Wednesday, March 04, 2009

stoneflower: the road to thorncrown

E. Fay Jones with "Stoneflower" residence rendering
Photo by Al Drap, Fay Jones Papers, Special Collections,
University of Arkansas Libraries, Fayetteville

if people have heard of the architect e. fay jones, one of frank lloyd wright's more famous contemporaries, chances are they have also heard of the chapel which is considered his masterpiece opus: thorncrown. nestled in a small corner of an ozark woodland, near the town of eureka springs, arkansas--thorncrown's inspiration came from a retired teacher who would always delight in allowing guests to take in the view of the surrounding hills after an invigorating hike. it is essentially a spiritual rest stop for the soul.

the structure doesn't even seem like a building at all, as the light and foliage seem to penetrate and shatter every enclosure suggested by the chapel. one might say that the greatest success of the chapel wasn't the architecture itself, but instead achieving a place to where the the exterior of the landscape and the interior of soul may interact, unimpeded.

"stoneflower" at eden isle, arkansas
photo by timothy hursley

but rarely even mentioned is the project before the masterpiece. why not? isn't each single sketch of michelangelo's figure studies just as important as the sistine ceiling itself? without the study, there would be no result. therefore, we offer a view of a modest home which fay jones used as experimental grounds before the legendary chapel: stoneflower.

designed and built with limited means, the house was a result of an exchange of land for services-a pair of landscape architects traded design work on the surrounding resort community for the particular piece of property. upon hiring fay jones, the budget sat at a meager $25,000 while also contributing physical labor in constructing the house's stone foundations.

lower level floor plan
courtesy of fay jones & maurice jennings

the house contains very unexpected spatial qua lites--an exercise in duality of sorts with the lower level hidden behind stone walls, and shaped in a primitive, cavernous-like way and the more rational upper level possessing qualities such as light, air, tectonic expression. the lower level is certainly more intuitive, but no less refined containing a fireplace, soaking pool, skylights above, and a waterfall emerging from the rock ledge shelves. carl jung might find refuge here...

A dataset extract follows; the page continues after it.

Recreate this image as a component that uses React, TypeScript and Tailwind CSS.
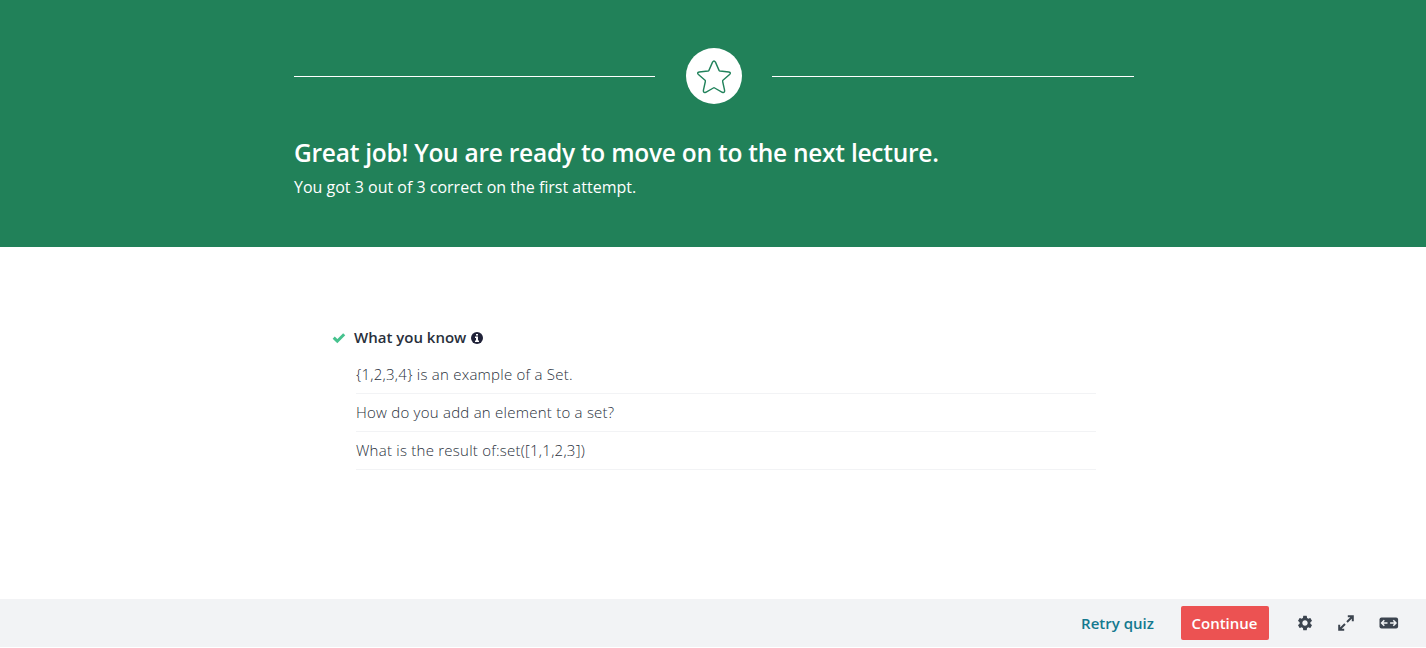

waterfall and skylight at lower level
photo by balthazar korab

the upper level is almost immediately recognizable with it's volume, proportion and use of glass. although the chapel boasts an amazing number of 425 windows, the residence focuses the daylight and views on the long axis. the high glass openings lead out to an elevated deck having the same exact footprint of the interior space and a view towards greer's ferry lake. the proportions of the house are exactly half of thorncrown, measuring 12'x30' and 24' tall. the height of the vertical wall requires additional lateral stability, resulting in a familiar pattern of bracing near the roof. the lumber at the column framing has been doubled, and set apart to reveal shadows of tectonic mystery of lightness in such a tall room.

view through the living room towards the lake
photo by balthazar korab

main level floor plan
drawing by fay jones & maurice jennings, architects

the separation of the two levels addresses some intriguing ideas about how to build in harmony with the land. it is as if the lower level, made of stone, was always there-- a ruin of some obsolete structure given a new life. the light timber framed upper level seems to hover above the land as the only discernible man-made intervention on the landscape.

long section
drawing by fay jones & maurice jennings, architects

while the limitations of budget may have kept this house from becoming widely celebrated and published, the lessons it taught its creator are widely seen in the halls of thorncrown.

all images are shown from the book "FAY JONES" by robert adams ivy, jr.



Peter W. said...

artofwhere! i thoroughly enjoyed your post about little thorncrown, Jones' stoneflower. i am an architect in memphis (via michigan, alaska, nyc) and recently saw an image of this house. i have been looking for more information ever since. your blog entry is great, and this house deserves more recognition. ironically i have been to eden isle many times as my wife's family has a weekend house there. next time we go i will be asking hardscrable grey haired locals where the house is located...i'll be armed with the photos and drawings you've posted. thanks!


Peter W. said...

artofwhere! it just got easier to find stoneflower. apparently its been acquired by the nearby eden isle establishment red apple inn. now anyone (except for children and old people) can stay there overnight.

with her own family lakehouse in the neighborhood, i wonder if my wife will be ok with the $200 tab. i'm guessing not...but it's worth a shot.

thanks again for the post!


archaalto said...

very cool. thanks for the update. i think staying in a master's work of architecture for that price isn't too bad, especially if it is next to a lake.

greersferrygirl said...

Peter this home has been sold to a individual from Searcy AR and has been completely renovated and added additional living area and doesn't resemble the original structure at all... Sorry if you didn't stay in this old home before it was butchered but it isn't the same home.